Accounting for patient age, the team’s model showed a clear distinct metabolic profile for CF patients with and without SHSe.

Moreover, the analysis revealed that metabolite changes were linked with specific organ/tissue location. For instance, enriched metabolites found in CF infants exposed to SHSe had changes occurring mainly in the small intestine, liver, and striatum (a region in the brain). In contrast, CF children exposed to SHSe had an alteration in metabolites located in the hypothalamus (a small region of the brain), spinal cord, and sex glands.

Biological processes that included carbohydrate metabolism, blood and nervous system function, and cellular movements were among the top biological functions affected by SHSe in CF, regardless of age.

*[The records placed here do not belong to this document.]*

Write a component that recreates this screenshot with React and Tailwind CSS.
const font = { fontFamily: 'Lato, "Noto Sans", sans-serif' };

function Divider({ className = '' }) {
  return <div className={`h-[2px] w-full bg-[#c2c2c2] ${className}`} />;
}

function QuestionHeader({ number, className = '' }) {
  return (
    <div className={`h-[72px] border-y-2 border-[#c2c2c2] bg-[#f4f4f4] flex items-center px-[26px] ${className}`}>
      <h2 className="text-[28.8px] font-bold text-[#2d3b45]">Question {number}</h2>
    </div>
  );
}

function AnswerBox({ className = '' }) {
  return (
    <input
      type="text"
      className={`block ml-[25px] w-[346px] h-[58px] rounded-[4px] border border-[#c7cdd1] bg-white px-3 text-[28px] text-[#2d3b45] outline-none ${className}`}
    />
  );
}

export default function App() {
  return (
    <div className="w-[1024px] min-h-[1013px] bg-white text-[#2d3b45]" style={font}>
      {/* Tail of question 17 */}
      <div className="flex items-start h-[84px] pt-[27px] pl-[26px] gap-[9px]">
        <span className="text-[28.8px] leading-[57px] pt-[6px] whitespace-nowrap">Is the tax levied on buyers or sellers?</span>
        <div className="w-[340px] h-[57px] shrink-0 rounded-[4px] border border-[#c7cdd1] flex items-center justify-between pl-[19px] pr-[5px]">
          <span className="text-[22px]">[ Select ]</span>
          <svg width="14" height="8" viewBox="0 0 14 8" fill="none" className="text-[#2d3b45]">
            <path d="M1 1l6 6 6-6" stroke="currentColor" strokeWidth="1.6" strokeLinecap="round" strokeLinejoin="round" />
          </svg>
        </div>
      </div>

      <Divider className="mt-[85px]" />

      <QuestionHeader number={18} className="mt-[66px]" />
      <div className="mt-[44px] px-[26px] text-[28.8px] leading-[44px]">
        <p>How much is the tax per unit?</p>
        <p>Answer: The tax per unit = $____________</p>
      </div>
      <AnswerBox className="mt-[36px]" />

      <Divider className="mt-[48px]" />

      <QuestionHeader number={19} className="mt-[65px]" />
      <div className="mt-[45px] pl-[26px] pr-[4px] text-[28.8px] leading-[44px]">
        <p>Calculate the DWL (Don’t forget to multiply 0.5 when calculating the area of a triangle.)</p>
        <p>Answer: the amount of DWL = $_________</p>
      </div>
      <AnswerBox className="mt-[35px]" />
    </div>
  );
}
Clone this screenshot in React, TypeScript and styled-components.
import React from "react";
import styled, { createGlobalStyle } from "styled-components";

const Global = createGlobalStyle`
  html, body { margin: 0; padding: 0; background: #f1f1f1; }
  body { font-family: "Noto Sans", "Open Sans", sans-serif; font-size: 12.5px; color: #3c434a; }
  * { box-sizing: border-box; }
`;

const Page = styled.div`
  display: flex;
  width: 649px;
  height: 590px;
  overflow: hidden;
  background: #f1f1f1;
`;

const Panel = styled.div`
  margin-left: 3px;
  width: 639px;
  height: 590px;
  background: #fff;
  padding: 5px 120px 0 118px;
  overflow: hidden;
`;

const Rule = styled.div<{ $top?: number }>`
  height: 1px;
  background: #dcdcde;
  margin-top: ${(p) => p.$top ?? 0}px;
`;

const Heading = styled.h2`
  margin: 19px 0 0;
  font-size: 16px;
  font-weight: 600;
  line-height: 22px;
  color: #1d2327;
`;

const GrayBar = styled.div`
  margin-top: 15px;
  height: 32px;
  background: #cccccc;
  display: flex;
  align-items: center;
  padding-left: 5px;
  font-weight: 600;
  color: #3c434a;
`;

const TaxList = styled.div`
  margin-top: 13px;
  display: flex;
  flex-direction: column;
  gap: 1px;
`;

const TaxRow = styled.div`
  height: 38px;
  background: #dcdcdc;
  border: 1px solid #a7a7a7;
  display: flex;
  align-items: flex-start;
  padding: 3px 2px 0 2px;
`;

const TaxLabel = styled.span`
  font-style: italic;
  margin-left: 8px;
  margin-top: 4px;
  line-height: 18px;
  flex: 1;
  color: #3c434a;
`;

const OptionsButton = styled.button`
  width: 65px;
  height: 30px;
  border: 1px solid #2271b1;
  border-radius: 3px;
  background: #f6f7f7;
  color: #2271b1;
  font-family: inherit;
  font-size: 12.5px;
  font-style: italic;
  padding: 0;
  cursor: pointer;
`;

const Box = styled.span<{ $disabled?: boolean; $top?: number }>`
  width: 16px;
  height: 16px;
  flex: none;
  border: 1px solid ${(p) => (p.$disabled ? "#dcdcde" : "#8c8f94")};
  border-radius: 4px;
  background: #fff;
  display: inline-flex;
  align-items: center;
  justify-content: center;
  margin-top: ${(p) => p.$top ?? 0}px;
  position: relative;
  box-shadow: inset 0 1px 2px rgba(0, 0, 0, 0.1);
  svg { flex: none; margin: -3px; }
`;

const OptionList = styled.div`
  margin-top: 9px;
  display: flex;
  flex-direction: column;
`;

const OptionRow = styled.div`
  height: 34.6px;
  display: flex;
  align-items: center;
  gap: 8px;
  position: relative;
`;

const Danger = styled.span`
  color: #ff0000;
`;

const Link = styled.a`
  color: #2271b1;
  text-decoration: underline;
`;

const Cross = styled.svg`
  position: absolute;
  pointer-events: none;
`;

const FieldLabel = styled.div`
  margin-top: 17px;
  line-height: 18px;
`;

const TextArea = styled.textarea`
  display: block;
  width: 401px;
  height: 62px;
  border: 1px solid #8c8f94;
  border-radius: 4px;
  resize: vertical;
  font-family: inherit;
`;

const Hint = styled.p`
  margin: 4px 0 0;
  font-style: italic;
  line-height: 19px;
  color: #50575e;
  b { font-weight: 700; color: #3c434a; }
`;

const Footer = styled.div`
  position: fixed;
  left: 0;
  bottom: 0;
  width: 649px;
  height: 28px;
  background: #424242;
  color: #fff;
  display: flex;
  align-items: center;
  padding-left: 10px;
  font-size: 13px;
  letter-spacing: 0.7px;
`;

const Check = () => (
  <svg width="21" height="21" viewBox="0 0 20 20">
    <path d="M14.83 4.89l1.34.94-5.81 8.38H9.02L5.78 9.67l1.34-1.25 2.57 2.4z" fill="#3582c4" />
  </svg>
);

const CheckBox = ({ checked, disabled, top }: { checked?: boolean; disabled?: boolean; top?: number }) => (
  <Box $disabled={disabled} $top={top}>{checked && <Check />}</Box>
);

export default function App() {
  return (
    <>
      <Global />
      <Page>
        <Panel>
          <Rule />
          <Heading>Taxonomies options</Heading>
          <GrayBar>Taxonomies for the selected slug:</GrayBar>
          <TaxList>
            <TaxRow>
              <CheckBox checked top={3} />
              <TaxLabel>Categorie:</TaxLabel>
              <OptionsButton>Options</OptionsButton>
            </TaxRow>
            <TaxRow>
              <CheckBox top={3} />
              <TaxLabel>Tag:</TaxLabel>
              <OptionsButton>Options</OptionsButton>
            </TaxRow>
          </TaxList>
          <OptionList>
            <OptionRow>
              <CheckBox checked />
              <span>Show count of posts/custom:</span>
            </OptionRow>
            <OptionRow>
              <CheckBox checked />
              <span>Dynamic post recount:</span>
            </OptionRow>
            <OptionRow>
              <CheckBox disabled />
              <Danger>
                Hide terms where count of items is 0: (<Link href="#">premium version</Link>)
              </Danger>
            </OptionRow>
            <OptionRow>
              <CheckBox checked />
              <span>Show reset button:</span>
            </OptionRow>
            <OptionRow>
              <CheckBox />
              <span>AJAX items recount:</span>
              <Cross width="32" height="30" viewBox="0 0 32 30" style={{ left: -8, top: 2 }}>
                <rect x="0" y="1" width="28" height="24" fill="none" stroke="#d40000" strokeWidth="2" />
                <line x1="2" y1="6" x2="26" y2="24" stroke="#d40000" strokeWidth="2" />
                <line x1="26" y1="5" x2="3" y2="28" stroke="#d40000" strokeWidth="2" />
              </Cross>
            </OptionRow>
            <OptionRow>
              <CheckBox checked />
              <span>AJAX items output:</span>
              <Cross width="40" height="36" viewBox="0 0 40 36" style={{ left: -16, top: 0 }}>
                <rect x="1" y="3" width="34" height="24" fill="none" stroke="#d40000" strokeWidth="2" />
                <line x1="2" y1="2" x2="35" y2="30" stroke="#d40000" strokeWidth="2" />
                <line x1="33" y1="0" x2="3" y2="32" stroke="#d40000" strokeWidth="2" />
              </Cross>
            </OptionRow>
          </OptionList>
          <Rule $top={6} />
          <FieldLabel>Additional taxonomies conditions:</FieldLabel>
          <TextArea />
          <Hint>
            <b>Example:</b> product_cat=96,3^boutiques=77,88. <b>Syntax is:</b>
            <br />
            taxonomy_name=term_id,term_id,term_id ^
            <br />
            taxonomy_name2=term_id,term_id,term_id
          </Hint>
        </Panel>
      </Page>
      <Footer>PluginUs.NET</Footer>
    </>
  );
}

Both CF children and infants showed alterations due to smoke in processes related to oxidative stress and cellular adhesion. Oxidative stress is a condition that gives rise to potentially harmful reactive oxygen species (ROS), also called free radicals, which can inflict damage to cellular components and is linked to inflammation.

To validate that oxidative stress and cellular adhesion were indeed influenced by SHSe, researchers analyzed biomarkers in 52 blood samples of 10 healthy controls, 19 young patients with SHSe, and 23 samples from CF children without SHSe.

They found that MMP-9 and MPO, two enzymes responsible for degradation of extracellular matrix — the mesh-like scaffold surrounding cells — were increased in the SHSe group. In addition, E-selectin, ICAM-1, and VCAM-1­­­ adhesion proteins also were increased in the CF group compared to non-CF group.

“These findings indicate that CF alterations in oxidative stress and cellular adhesion are worsened by SHSe,” the researchers wrote.

Overall, the findings suggest that “SHSe in young children and infants with CF is associated with altered global metabolomics profiles and specific biochemical pathways, including enhanced oxidative stress,” the team concluded.

“SHSe remains an important but understudied modifiable environmental variable in early CF disease that needs further study,” they added.